South Korea saw its ratio of household debt to gross domestic product exceed the average held by the Organization for Economic Cooperation and Development member countries last year.

The nation’s household debt-to-GDP ratio reached 81 percent, exceeding the 73 percent OECD average, according to the Korea Chamber of Commerce and Industry.

Considering President Park Geun-hye’s commitment to lifting ordinary peoples’ financial status, she is expected to set herself apart from the former Lee Myung-bak administration, which has been criticized for passing down a ticking bomb before it explodes.

Former President Lee failed to take no concrete action to resolve the snowballing consumer debt problem.

Park’s aides have affirmed that the new government would start to grapple with snowballing household debt upon her inauguration, which could be an indication of how seriously she takes the problem.

As pledged, the Park administration is expected to set up a fund worth some 18 trillion won ($16.6 billion), a kind of “bad bank” to take over overdue loans and other bad loans owed by credit delinquents.

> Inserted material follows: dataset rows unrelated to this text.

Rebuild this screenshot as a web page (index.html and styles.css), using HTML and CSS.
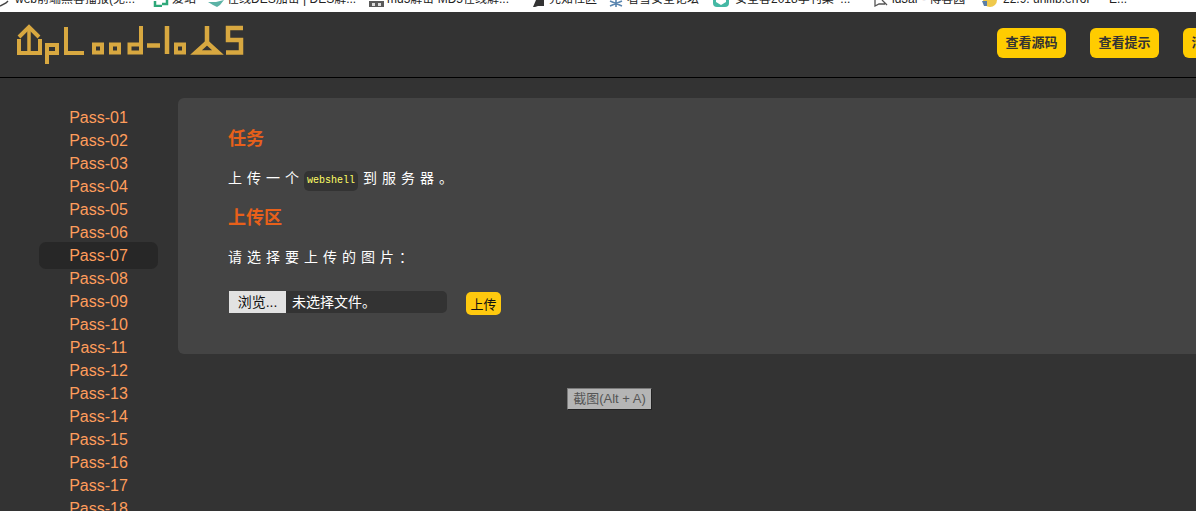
FILE: index.html
```html
<!DOCTYPE html>
<html lang="en">
<head>
  <meta charset="UTF-8" />
  <title>upload-labs</title>
  <link rel="stylesheet" href="styles.css">
</head>
<body>
  <!-- Browser bookmarks, only the lower edge is in the shot -->
  <div class="bookmarks">
    <div class="bookmark">
      <svg class="favicon fav-first" viewBox="0 0 12 16"><path d="M0 15 L6 12 L8 10" fill="none" stroke="#444" stroke-width="1.500"/></svg>
      web前端黑客播报(免...
    </div>
    <div class="bookmark">
      <svg class="favicon" viewBox="0 0 16 16"><path d="M2 10 V15 H9 M14 8 V13 H9" fill="none" stroke="#2ea879" stroke-width="2.500"/></svg>
      爱站
    </div>
    <div class="bookmark">
      <svg class="favicon" viewBox="0 0 16 16"><path d="M0 11 L8 11 L16 9 L12 14 L9 16 L5 14 Z" fill="#5cb3a6"/></svg>
      在线DES加密 | DES解...
    </div>
    <div class="bookmark">
      <svg class="favicon" viewBox="0 0 16 16"><rect x="1" y="10" width="15" height="6" fill="#5a5a5a"/><rect x="4" y="12" width="3" height="3" fill="#ddd"/><rect x="10" y="12" width="3" height="3" fill="#ddd"/></svg>
      md5解密 MD5在线解...
    </div>
    <div class="bookmark">
      <svg class="favicon" viewBox="0 0 16 16"><path d="M3 16 L6 9 H14 V15 H8 L5 16 Z" fill="#333"/></svg>
      先知社区
    </div>
    <div class="bookmark">
      <svg class="favicon" viewBox="0 0 16 16"><path d="M8 9 V16 M2 10 L14 15 M14 10 L2 15" fill="none" stroke="#5a86b0" stroke-width="1.600"/></svg>
      看雪安全论坛
    </div>
    <div class="bookmark">
      <svg class="favicon fav-wide" viewBox="0 0 20 16"><rect x="1" y="2" width="16" height="14" rx="4" fill="#45b8a4"/><path d="M4 9 H14 V11 L9 14 L4 11 Z" fill="#fff"/></svg>
      安全客2018季刊集 &nbsp;...
    </div>
    <div class="bookmark">
      <svg class="favicon" viewBox="0 0 16 16"><path d="M2 9 V15 L6 13 H12 M9 9 L14 14" fill="none" stroke="#555" stroke-width="1.300"/></svg>
      ld3ar - 博客园
    </div>
    <div class="bookmark">
      <svg class="favicon fav-wide" viewBox="0 0 18 16"><circle cx="9" cy="9" r="7" fill="#efc94c"/><path d="M1 10 H6 V15 H3 Z" fill="#5a7fa8"/></svg>
      22.9. unifib.error — E...
    </div>
  </div>

  <div class="page">
    <header class="topbar">
      <svg class="logo" width="232" height="44" viewBox="0 0 232 44" role="img" aria-label="upload-labs">
        <g transform="translate(-14 -23)" fill="none" stroke="#d8a840" stroke-width="4">
          <path d="M19 37 L29 27 L39 37"/>
          <path d="M29 27 V54" stroke-width="3.500"/>
          <path d="M19 39 V53 H40 V39"/>
          <path d="M47 64 V45 H57 V53 H47"/>
          <path d="M66 27 V53 H84"/>
          <rect x="94" y="44.500" width="8" height="8"/>
          <rect x="111" y="44.500" width="8" height="8"/>
          <path d="M141 26 V52.500 H129.500 V44.500 H141"/>
          <path d="M147 45.500 H160" stroke-width="4.500"/>
          <path d="M167 26 V54" stroke-width="4.500"/>
          <rect x="176" y="44.500" width="8" height="8"/>
          <path d="M207 26 V42" stroke-width="4.500"/>
          <path d="M196 52.500 L207 42.500 L218 52.500 Z" stroke-width="4.500"/>
          <path d="M243 28 H228 V40 H241 V52.500 H226" stroke-width="4.500"/>
        </g>
      </svg>
      <nav class="actions">
        <a class="action-btn">查看源码</a>
        <a class="action-btn">查看提示</a>
        <a class="action-btn">清空上传</a>
      </nav>
    </header>

    <div class="main">
      <ul class="menu">
        <li>Pass-01</li>
        <li>Pass-02</li>
        <li>Pass-03</li>
        <li>Pass-04</li>
        <li>Pass-05</li>
        <li>Pass-06</li>
        <li class="active">Pass-07</li>
        <li>Pass-08</li>
        <li>Pass-09</li>
        <li>Pass-10</li>
        <li>Pass-11</li>
        <li>Pass-12</li>
        <li>Pass-13</li>
        <li>Pass-14</li>
        <li>Pass-15</li>
        <li>Pass-16</li>
        <li>Pass-17</li>
        <li>Pass-18</li>
        <li>Pass-19</li>
      </ul>

      <section class="panel">
        <h3>任务</h3>
        <p>上传一个<code>webshell</code>到服务器。</p>
        <h3>上传区</h3>
        <p>请选择要上传的图片：</p>
        <form class="upload-form">
          <div class="file-field">
            <span class="file-btn">浏览...</span>
            <span class="file-name">未选择文件。</span>
          </div>
          <button class="upload-btn" type="button">上传</button>
        </form>
      </section>
    </div>
  </div>

  <!-- Screenshot tool tooltip floating over the page -->
  <div class="shot-tip">截图(Alt + A)</div>
</body>
</html>
```
FILE: styles.css
```css
/* Global resets */
* {
  margin: 0;
  padding: 0;
  box-sizing: border-box;
}
html, body {
  height: 511px;
  overflow: hidden;
}
body {
  background-color: #333;
  font-family: 'Liberation Sans', 'Noto Sans CJK SC', sans-serif;
  position: relative;
}

/* Bookmarks bar, cut off at the top */
.bookmarks {
  height: 12px;
  overflow: hidden;
  background-color: #fff;
  display: grid;
  grid-template-columns: 153px 55px 160px 162px 78px 104px 161px 107px 216px;
}
.bookmark {
  display: flex;
  align-items: center;
  gap: 3px;
  margin-top: -9px;
  height: 16px;
  line-height: 16px;
  font-size: 12px;
  color: #222;
  white-space: nowrap;
}
.favicon {
  width: 16px;
  height: 16px;
  flex: none;
}
.fav-first { width: 12px; }
.fav-wide { width: 20px; }

/* The page is wider than the window */
.page {
  width: 1300px;
}

.topbar {
  height: 66px;
  border-bottom: 1px solid #000;
  display: flex;
  align-items: center;
  justify-content: space-between;
  padding: 0 48px 0 14px;
}
.logo {
  display: block;
  margin-top: 1px;
}
.actions {
  display: flex;
  gap: 24px;
  margin-top: -3px;
}
.action-btn {
  display: block;
  width: 69px;
  height: 30px;
  line-height: 30px;
  text-align: center;
  background-color: #ffcc00;
  color: #333;
  border-radius: 6px;
  font-size: 13px;
  font-weight: bold;
}

.main {
  display: flex;
  align-items: flex-start;
}

/* Left menu */
.menu {
  list-style: none;
  width: 119px;
  margin: 28px 20px 0 39px;
  flex: none;
}
.menu li {
  height: 23px;
  line-height: 23px;
  text-align: center;
  font-size: 16px;
  color: #ff9d5c;
}
.menu li.active {
  height: 27px;
  line-height: 23px;
  margin: -2px 0;
  padding-top: 2px;
  background-color: #272727;
  border-radius: 7px;
}

/* Content panel */
.panel {
  flex: 1;
  margin-top: 20px;
  padding: 29px 50px 39px;
  background-color: #444;
  border-radius: 6px;
}
.panel h3 {
  font-size: 18px;
  line-height: 24px;
  font-weight: bold;
  color: #e8601a;
  margin-bottom: 15px;
}
.panel p {
  font-size: 14px;
  line-height: 24px;
  letter-spacing: 5px;
  color: #fff;
  margin-bottom: 15px;
}
.panel code {
  display: inline-block;
  font-family: 'Liberation Mono', monospace;
  font-size: 10px;
  line-height: 20px;
  letter-spacing: 0;
  padding: 0 3px;
  margin-right: 5px;
  color: #ffff66;
  background-color: #333;
  border-radius: 5px;
}

.upload-form {
  display: flex;
  align-items: flex-start;
  gap: 19px;
  margin-top: 22px;
  padding-left: 1px;
}
.file-field {
  width: 218px;
  height: 22px;
  display: flex;
  background-color: #333;
  border-radius: 0 5px 5px 0;
  font-size: 14px;
  line-height: 22px;
  overflow: hidden;
}
.file-btn {
  width: 57px;
  text-align: center;
  background-color: #e2e2e2;
  color: #111;
}
.file-name {
  padding-left: 6px;
  color: #fff;
}
.upload-btn {
  width: 35px;
  height: 23px;
  margin-top: 1px;
  border: none;
  border-radius: 5px;
  background-color: #ffc90e;
  color: #111;
  font-family: inherit;
  font-size: 13px;
}

.shot-tip {
  position: absolute;
  left: 567px;
  top: 388px;
  width: 85px;
  height: 22px;
  line-height: 20px;
  text-align: center;
  font-size: 13px;
  color: #555;
  background-color: #b5b5b5;
  border: 1px solid #7a7a7a;
  border-right-color: #222;
  border-bottom-color: #222;
}
```
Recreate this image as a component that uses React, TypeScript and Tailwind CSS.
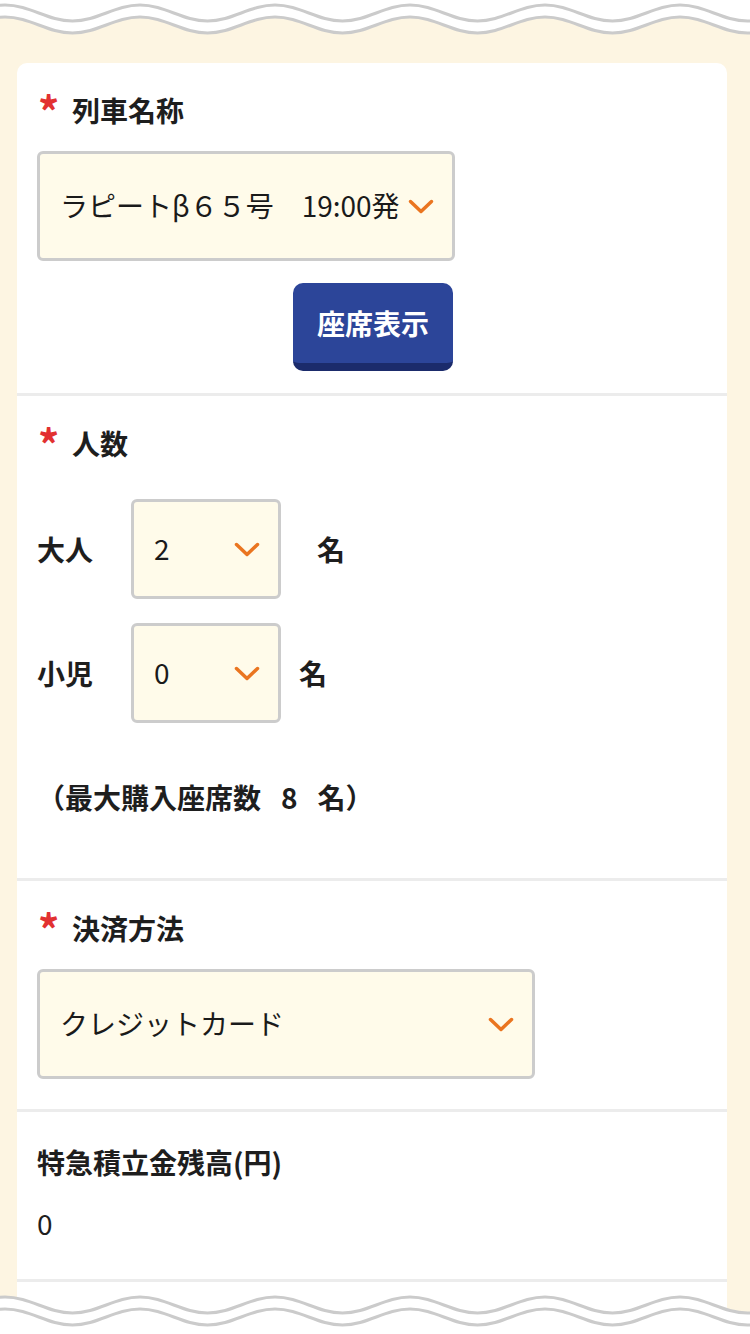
import type { ReactNode } from 'react'

const PERIOD = 135

// smooth wave line, crest at y0, trough at y0 + depth, crests at x = phase + PERIOD * k
const wavePath = (y0: number, depth: number, phase: number) => {
  const start = phase - PERIOD * 2
  let d = `M ${start} ${y0}`
  for (let x = start; x < 900; x += PERIOD) {
    const h = PERIOD / 2
    d += ` C ${x + 25} ${y0} ${x + h - 25} ${y0 + depth} ${x + h} ${y0 + depth}`
    d += ` C ${x + h + 25} ${y0 + depth} ${x + PERIOD - 25} ${y0} ${x + PERIOD} ${y0}`
  }
  return d
}

const TopWave = () => (
  <svg className="block w-full" width="750" height="40" viewBox="0 0 750 40" preserveAspectRatio="none">
    <path d={`${wavePath(17, 16, 5)} L 900 0 L -300 0 Z`} fill="#ffffff" />
    <path d={wavePath(5, 16, 5)} fill="none" stroke="#cbcbcb" strokeWidth="3" />
    <path d={wavePath(17, 16, 5)} fill="none" stroke="#cbcbcb" strokeWidth="3" />
  </svg>
)

const BottomWave = () => (
  <div className="fixed bottom-0 left-0 w-full pointer-events-none">
    <svg className="block w-full" width="750" height="44" viewBox="0 0 750 44" preserveAspectRatio="none">
      <path d={`${wavePath(7, 16, 5)} L 900 44 L -300 44 Z`} fill="#ffffff" />
      <path d={wavePath(7, 16, 5)} fill="none" stroke="#cbcbcb" strokeWidth="3" />
      <path d={wavePath(19, 16, 5)} fill="none" stroke="#cbcbcb" strokeWidth="3" />
    </svg>
  </div>
)

const Chevron = () => (
  <svg width="26" height="15" viewBox="0 0 26 15" fill="none" className="shrink-0">
    <path d="M2.5 2.5L13 12.5L23.5 2.5" stroke="#ea7520" strokeWidth="3.5" strokeLinecap="round" strokeLinejoin="round" />
  </svg>
)

const Label = ({ children, required = true }: { children: ReactNode; required?: boolean }) => (
  <div className="flex items-center h-[40px] pl-[20px]">
    {required && (
      <span className="w-[35px] text-[42px] leading-none font-bold text-[#e23131] -mt-[1px] pl-[1px]">*</span>
    )}
    <span className="text-[28px] leading-[40px] font-bold text-[#1e1e1e]">{children}</span>
  </div>
)

const Select = ({ value, className }: { value: string; className: string }) => (
  <div
    className={`flex items-center justify-between border-[3px] border-[#cccccc] rounded-[6px] bg-[#fffbea] pl-[20px] pr-[18px] ${className}`}
  >
    <span className="text-[28px] text-[#1a1a1a] whitespace-nowrap -mt-[2px]">{value}</span>
    <Chevron />
  </div>
)

export default function App() {
  return (
    <div className="min-h-[1700px] bg-[#fdf5e2] font-['Noto_Sans_CJK_JP',sans-serif] text-[#1e1e1e]">
      <TopWave />

      <div className="mt-[23px] ml-[17px] mr-[23px] bg-white rounded-t-[10px]">
        {/* 列車名称 */}
        <section className="pt-[27px] pb-[22px] border-b-[3px] border-[#ececec]">
          <Label>列車名称</Label>
          <Select value="ラピートβ６５号　19:00発" className="mt-[21px] ml-[20px] w-[418px] h-[110px]" />
          <div className="w-[416px] ml-[20px] mt-[22px] flex justify-end">
            <button className="w-[160px] h-[88px] rounded-[10px] bg-[#2c4599] border-b-[8px] border-[#1b2b6b] text-white text-[28px] font-bold">
              座席表示
            </button>
          </div>
        </section>

        {/* 人数 */}
        <section className="pt-[27px] pb-[61px] border-b-[3px] border-[#ececec]">
          <Label>人数</Label>
          <div className="mt-[36px] pl-[20px] flex items-center">
            <span className="w-[94px] text-[28px] font-bold">大人</span>
            <Select value="2" className="w-[150px] h-[100px]" />
            <span className="ml-[36px] text-[28px] font-bold">名</span>
          </div>
          <div className="mt-[24px] pl-[20px] flex items-center">
            <span className="w-[94px] text-[28px] font-bold">小児</span>
            <Select value="0" className="w-[150px] h-[100px]" />
            <span className="ml-[18px] text-[28px] font-bold">名</span>
          </div>
          <p className="mt-[54px] pl-[20px] text-[28px] leading-[40px] font-bold">
            （最大購入座席数<span className="mx-[20px]">8</span>名）
          </p>
        </section>

        {/* 決済方法 */}
        <section className="pt-[27px] pb-[30px] border-b-[3px] border-[#ececec]">
          <Label>決済方法</Label>
          <Select value="クレジットカード" className="mt-[21px] ml-[20px] w-[498px] h-[110px]" />
        </section>

        {/* 特急積立金残高 */}
        <section className="pt-[30px] pb-[36px] border-b-[3px] border-[#ececec]">
          <Label required={false}>特急積立金残高(円)</Label>
          <p className="mt-[21px] pl-[20px] text-[28px] leading-[40px]">0</p>
        </section>

        <section className="h-[300px]" />
      </div>

      <BottomWave />
    </div>
  )
}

Such a move is designed to ease debt obligations through low-interest repayment rates in the long term, while upgrading their credit, as part of efforts by Park to boost the livelihood of the low and mid-income brackets.

There are more than 3 million credit delinquents in the country, according to Park’s economic policy paper.

This plan also calls for rejuvenating those relying on state funds for basic living by reducing their debt by 70 percent, and 50 percent for other debtors through personal workout programs.

Taxpayers, however, may raise legitimate questions about rewarding those who have failed to meet their debt obligations.

Pundits say that one of the first tasks for the Park administration will be to build a consensus on helping hard-pressed household debtors.

The government also has the herculean task of keeping moral hazard to a minimum when devising a way to subsidize debt reductions ― an unenviable task that will be put on the shoulders of Park and her senior economic policymakers.

Korea saw household debt reach an all-time high of more than 950 trillion won, which could possibly be linked to massive increase of credit delinquents.

Global credit rating firms such as Moody’s Investors Service have warned that household debt defaults could potentially create shocks in the financial market, equivalent to Korea’s 2003 credit card fiasco and the 2008 global financial crisis.

“We continue to view Korea’s high household debt as credit negative,” a Moody’s report said.

“While we do not anticipate a trigger in the next 12 to 18 months that would pressure the banks’ asset quality, Korea’s household debt levels will pose significant tail risks for the financial system,” it said.

Korean banks have sufficient capital base to withstand possible household default, while the annual increase of debt has been modest.

However, data show some worrisome signs as Korea has the fourth-largest household debt compared to its gross domestic product among OECD members in 2011, following Ireland, Australia and the U.S.

The Korea Center for International Finance has said the banking sector had gradually been recovering profitability and quality of assets since the global financial crisis. But according to the center, the growth in household debt could serve as a risk factor.

The institution pointed to households’ growing burden from higher interest rates on mortgages.

It also said about 30 to 40 percent of mortgages were taken out for the purpose of investment or consumption rather than actual house purchases.

The nation’s financial regulators, including the Financial Supervisory Service, have been instructing commercial banks to reduce their lending rates by setting guidelines and are to urge banks to stop evaluating branches based on their household lending.

Some economists say that a key issue is whether the nation would see a soft landing in resolving household debt woes.

“The household debt issue is certainly problematic. But it is undesirable for the authorities to lead more borrowers to secondary financial companies,” a report from Hyundai Economic Research Institute said.